[Begin Data segment]

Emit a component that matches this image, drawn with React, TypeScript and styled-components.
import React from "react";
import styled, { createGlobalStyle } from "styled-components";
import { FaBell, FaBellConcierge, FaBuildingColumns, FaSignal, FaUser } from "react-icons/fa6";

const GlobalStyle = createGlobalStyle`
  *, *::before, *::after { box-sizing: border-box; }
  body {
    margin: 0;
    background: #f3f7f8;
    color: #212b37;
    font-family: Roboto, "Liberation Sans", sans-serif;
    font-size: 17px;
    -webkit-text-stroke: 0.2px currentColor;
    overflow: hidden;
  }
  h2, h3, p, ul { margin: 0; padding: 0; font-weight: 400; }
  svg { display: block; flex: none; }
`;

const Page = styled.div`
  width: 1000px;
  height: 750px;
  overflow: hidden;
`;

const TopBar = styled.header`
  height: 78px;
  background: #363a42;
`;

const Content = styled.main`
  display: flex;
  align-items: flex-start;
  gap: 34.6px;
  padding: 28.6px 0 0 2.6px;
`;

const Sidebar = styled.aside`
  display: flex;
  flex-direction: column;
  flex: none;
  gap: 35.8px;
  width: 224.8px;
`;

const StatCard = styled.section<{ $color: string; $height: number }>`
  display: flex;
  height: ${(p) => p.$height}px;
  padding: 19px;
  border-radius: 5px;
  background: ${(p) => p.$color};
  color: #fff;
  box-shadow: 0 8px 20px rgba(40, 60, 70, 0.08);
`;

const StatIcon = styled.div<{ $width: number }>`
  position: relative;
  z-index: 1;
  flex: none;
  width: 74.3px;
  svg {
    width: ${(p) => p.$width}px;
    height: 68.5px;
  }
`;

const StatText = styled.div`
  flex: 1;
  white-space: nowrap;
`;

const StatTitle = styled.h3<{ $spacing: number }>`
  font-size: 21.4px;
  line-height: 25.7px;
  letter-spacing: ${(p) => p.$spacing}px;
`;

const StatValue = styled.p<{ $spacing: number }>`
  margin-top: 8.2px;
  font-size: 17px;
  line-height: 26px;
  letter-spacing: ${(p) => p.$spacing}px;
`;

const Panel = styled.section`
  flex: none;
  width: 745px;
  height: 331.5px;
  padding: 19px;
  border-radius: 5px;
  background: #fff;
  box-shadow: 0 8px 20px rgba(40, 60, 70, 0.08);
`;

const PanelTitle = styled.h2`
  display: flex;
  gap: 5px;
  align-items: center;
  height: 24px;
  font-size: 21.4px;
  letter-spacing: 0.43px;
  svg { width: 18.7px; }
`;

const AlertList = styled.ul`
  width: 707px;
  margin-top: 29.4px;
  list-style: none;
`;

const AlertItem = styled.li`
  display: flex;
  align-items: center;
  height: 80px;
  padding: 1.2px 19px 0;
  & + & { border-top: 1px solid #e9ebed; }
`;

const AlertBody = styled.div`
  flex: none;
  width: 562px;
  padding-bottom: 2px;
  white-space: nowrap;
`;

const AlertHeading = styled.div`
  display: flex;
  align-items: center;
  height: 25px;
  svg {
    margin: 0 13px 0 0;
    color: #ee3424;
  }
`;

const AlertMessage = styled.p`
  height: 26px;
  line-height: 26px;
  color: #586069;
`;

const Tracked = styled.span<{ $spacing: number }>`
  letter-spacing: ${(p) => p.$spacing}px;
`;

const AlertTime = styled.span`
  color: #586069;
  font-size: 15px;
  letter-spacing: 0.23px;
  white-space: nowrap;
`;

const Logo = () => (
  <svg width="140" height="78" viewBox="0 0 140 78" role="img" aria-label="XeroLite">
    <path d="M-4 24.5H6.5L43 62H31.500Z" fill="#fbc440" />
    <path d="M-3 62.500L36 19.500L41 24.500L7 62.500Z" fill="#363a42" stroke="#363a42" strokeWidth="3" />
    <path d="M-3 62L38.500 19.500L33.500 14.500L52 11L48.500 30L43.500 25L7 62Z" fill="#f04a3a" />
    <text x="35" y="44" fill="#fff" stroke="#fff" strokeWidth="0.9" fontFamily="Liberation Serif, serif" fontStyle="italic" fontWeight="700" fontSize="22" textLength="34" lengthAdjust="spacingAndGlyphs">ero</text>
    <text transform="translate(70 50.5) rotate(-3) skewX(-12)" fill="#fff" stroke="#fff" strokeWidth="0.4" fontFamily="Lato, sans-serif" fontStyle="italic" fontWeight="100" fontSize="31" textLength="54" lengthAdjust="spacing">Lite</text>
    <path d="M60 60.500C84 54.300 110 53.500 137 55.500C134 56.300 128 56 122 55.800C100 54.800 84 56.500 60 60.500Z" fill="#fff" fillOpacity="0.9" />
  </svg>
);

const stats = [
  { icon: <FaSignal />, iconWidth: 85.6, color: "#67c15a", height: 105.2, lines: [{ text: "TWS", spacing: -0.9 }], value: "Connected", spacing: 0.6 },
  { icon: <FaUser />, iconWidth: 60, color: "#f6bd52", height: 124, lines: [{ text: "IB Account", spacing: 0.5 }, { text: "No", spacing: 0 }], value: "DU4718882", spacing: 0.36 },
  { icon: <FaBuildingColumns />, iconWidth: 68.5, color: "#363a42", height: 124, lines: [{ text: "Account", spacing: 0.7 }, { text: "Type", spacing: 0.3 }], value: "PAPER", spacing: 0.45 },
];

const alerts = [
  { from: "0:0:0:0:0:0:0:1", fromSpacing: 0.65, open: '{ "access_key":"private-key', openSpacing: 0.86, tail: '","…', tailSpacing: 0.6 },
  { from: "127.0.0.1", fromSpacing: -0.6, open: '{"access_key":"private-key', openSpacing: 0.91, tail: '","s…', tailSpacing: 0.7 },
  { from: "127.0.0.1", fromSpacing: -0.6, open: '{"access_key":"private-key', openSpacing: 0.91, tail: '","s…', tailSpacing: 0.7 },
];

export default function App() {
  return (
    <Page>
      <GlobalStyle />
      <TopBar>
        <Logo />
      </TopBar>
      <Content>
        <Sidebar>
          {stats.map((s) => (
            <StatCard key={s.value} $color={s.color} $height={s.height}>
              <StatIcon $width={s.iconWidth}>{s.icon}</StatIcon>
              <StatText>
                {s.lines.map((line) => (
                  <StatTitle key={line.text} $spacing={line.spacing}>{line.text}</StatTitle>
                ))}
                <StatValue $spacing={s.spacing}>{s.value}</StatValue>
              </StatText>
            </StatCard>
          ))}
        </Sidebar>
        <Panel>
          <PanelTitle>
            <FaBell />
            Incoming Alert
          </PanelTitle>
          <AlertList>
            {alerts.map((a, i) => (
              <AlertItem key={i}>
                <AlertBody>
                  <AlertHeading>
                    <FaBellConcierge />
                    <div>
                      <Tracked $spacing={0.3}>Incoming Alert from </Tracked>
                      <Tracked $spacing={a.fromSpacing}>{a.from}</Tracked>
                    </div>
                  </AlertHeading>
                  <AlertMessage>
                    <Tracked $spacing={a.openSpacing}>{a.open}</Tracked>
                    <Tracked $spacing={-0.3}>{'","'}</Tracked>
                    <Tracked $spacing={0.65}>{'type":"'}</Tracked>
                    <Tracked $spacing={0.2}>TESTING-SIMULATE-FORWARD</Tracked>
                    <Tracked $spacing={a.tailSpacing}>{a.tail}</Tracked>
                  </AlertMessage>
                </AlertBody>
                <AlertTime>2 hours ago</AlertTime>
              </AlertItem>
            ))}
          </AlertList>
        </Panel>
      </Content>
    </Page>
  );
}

[End Data segment]

Make an exact copy of all the data.

**Result:**
Emit a component that matches this image, drawn with React, TypeScript and styled-components.
import React from "react";
import styled, { createGlobalStyle } from "styled-components";
import { FaBell, FaBellConcierge, FaBuildingColumns, FaSignal, FaUser } from "react-icons/fa6";

const GlobalStyle = createGlobalStyle`
  *, *::before, *::after { box-sizing: border-box; }
  body {
    margin: 0;
    background: #f3f7f8;
    color: #212b37;
    font-family: Roboto, "Liberation Sans", sans-serif;
    font-size: 17px;
    -webkit-text-stroke: 0.2px currentColor;
    overflow: hidden;
  }
  h2, h3, p, ul { margin: 0; padding: 0; font-weight: 400; }
  svg { display: block; flex: none; }
`;

const Page = styled.div`
  width: 1000px;
  height: 750px;
  overflow: hidden;
`;

const TopBar = styled.header`
  height: 78px;
  background: #363a42;
`;

const Content = styled.main`
  display: flex;
  align-items: flex-start;
  gap: 34.6px;
  padding: 28.6px 0 0 2.6px;
`;

const Sidebar = styled.aside`
  display: flex;
  flex-direction: column;
  flex: none;
  gap: 35.8px;
  width: 224.8px;
`;

const StatCard = styled.section<{ $color: string; $height: number }>`
  display: flex;
  height: ${(p) => p.$height}px;
  padding: 19px;
  border-radius: 5px;
  background: ${(p) => p.$color};
  color: #fff;
  box-shadow: 0 8px 20px rgba(40, 60, 70, 0.08);
`;

const StatIcon = styled.div<{ $width: number }>`
  position: relative;
  z-index: 1;
  flex: none;
  width: 74.3px;
  svg {
    width: ${(p) => p.$width}px;
    height: 68.5px;
  }
`;

const StatText = styled.div`
  flex: 1;
  white-space: nowrap;
`;

const StatTitle = styled.h3<{ $spacing: number }>`
  font-size: 21.4px;
  line-height: 25.7px;
  letter-spacing: ${(p) => p.$spacing}px;
`;

const StatValue = styled.p<{ $spacing: number }>`
  margin-top: 8.2px;
  font-size: 17px;
  line-height: 26px;
  letter-spacing: ${(p) => p.$spacing}px;
`;

const Panel = styled.section`
  flex: none;
  width: 745px;
  height: 331.5px;
  padding: 19px;
  border-radius: 5px;
  background: #fff;
  box-shadow: 0 8px 20px rgba(40, 60, 70, 0.08);
`;

const PanelTitle = styled.h2`
  display: flex;
  gap: 5px;
  align-items: center;
  height: 24px;
  font-size: 21.4px;
  letter-spacing: 0.43px;
  svg { width: 18.7px; }
`;

const AlertList = styled.ul`
  width: 707px;
  margin-top: 29.4px;
  list-style: none;
`;

const AlertItem = styled.li`
  display: flex;
  align-items: center;
  height: 80px;
  padding: 1.2px 19px 0;
  & + & { border-top: 1px solid #e9ebed; }
`;

const AlertBody = styled.div`
  flex: none;
  width: 562px;
  padding-bottom: 2px;
  white-space: nowrap;
`;

const AlertHeading = styled.div`
  display: flex;
  align-items: center;
  height: 25px;
  svg {
    margin: 0 13px 0 0;
    color: #ee3424;
  }
`;

const AlertMessage = styled.p`
  height: 26px;
  line-height: 26px;
  color: #586069;
`;

const Tracked = styled.span<{ $spacing: number }>`
  letter-spacing: ${(p) => p.$spacing}px;
`;

const AlertTime = styled.span`
  color: #586069;
  font-size: 15px;
  letter-spacing: 0.23px;
  white-space: nowrap;
`;

const Logo = () => (
  <svg width="140" height="78" viewBox="0 0 140 78" role="img" aria-label="XeroLite">
    <path d="M-4 24.5H6.5L43 62H31.500Z" fill="#fbc440" />
    <path d="M-3 62.500L36 19.500L41 24.500L7 62.500Z" fill="#363a42" stroke="#363a42" strokeWidth="3" />
    <path d="M-3 62L38.500 19.500L33.500 14.500L52 11L48.500 30L43.500 25L7 62Z" fill="#f04a3a" />
    <text x="35" y="44" fill="#fff" stroke="#fff" strokeWidth="0.9" fontFamily="Liberation Serif, serif" fontStyle="italic" fontWeight="700" fontSize="22" textLength="34" lengthAdjust="spacingAndGlyphs">ero</text>
    <text transform="translate(70 50.5) rotate(-3) skewX(-12)" fill="#fff" stroke="#fff" strokeWidth="0.4" fontFamily="Lato, sans-serif" fontStyle="italic" fontWeight="100" fontSize="31" textLength="54" lengthAdjust="spacing">Lite</text>
    <path d="M60 60.500C84 54.300 110 53.500 137 55.500C134 56.300 128 56 122 55.800C100 54.800 84 56.500 60 60.500Z" fill="#fff" fillOpacity="0.9" />
  </svg>
);

const stats = [
  { icon: <FaSignal />, iconWidth: 85.6, color: "#67c15a", height: 105.2, lines: [{ text: "TWS", spacing: -0.9 }], value: "Connected", spacing: 0.6 },
  { icon: <FaUser />, iconWidth: 60, color: "#f6bd52", height: 124, lines: [{ text: "IB Account", spacing: 0.5 }, { text: "No", spacing: 0 }], value: "DU4718882", spacing: 0.36 },
  { icon: <FaBuildingColumns />, iconWidth: 68.5, color: "#363a42", height: 124, lines: [{ text: "Account", spacing: 0.7 }, { text: "Type", spacing: 0.3 }], value: "PAPER", spacing: 0.45 },
];

const alerts = [
  { from: "0:0:0:0:0:0:0:1", fromSpacing: 0.65, open: '{ "access_key":"private-key', openSpacing: 0.86, tail: '","…', tailSpacing: 0.6 },
  { from: "127.0.0.1", fromSpacing: -0.6, open: '{"access_key":"private-key', openSpacing: 0.91, tail: '","s…', tailSpacing: 0.7 },
  { from: "127.0.0.1", fromSpacing: -0.6, open: '{"access_key":"private-key', openSpacing: 0.91, tail: '","s…', tailSpacing: 0.7 },
];

export default function App() {
  return (
    <Page>
      <GlobalStyle />
      <TopBar>
        <Logo />
      </TopBar>
      <Content>
        <Sidebar>
          {stats.map((s) => (
            <StatCard key={s.value} $color={s.color} $height={s.height}>
              <StatIcon $width={s.iconWidth}>{s.icon}</StatIcon>
              <StatText>
                {s.lines.map((line) => (
                  <StatTitle key={line.text} $spacing={line.spacing}>{line.text}</StatTitle>
                ))}
                <StatValue $spacing={s.spacing}>{s.value}</StatValue>
              </StatText>
            </StatCard>
          ))}
        </Sidebar>
        <Panel>
          <PanelTitle>
            <FaBell />
            Incoming Alert
          </PanelTitle>
          <AlertList>
            {alerts.map((a, i) => (
              <AlertItem key={i}>
                <AlertBody>
                  <AlertHeading>
                    <FaBellConcierge />
                    <div>
                      <Tracked $spacing={0.3}>Incoming Alert from </Tracked>
                      <Tracked $spacing={a.fromSpacing}>{a.from}</Tracked>
                    </div>
                  </AlertHeading>
                  <AlertMessage>
                    <Tracked $spacing={a.openSpacing}>{a.open}</Tracked>
                    <Tracked $spacing={-0.3}>{'","'}</Tracked>
                    <Tracked $spacing={0.65}>{'type":"'}</Tracked>
                    <Tracked $spacing={0.2}>TESTING-SIMULATE-FORWARD</Tracked>
                    <Tracked $spacing={a.tailSpacing}>{a.tail}</Tracked>
                  </AlertMessage>
                </AlertBody>
                <AlertTime>2 hours ago</AlertTime>
              </AlertItem>
            ))}
          </AlertList>
        </Panel>
      </Content>
    </Page>
  );
}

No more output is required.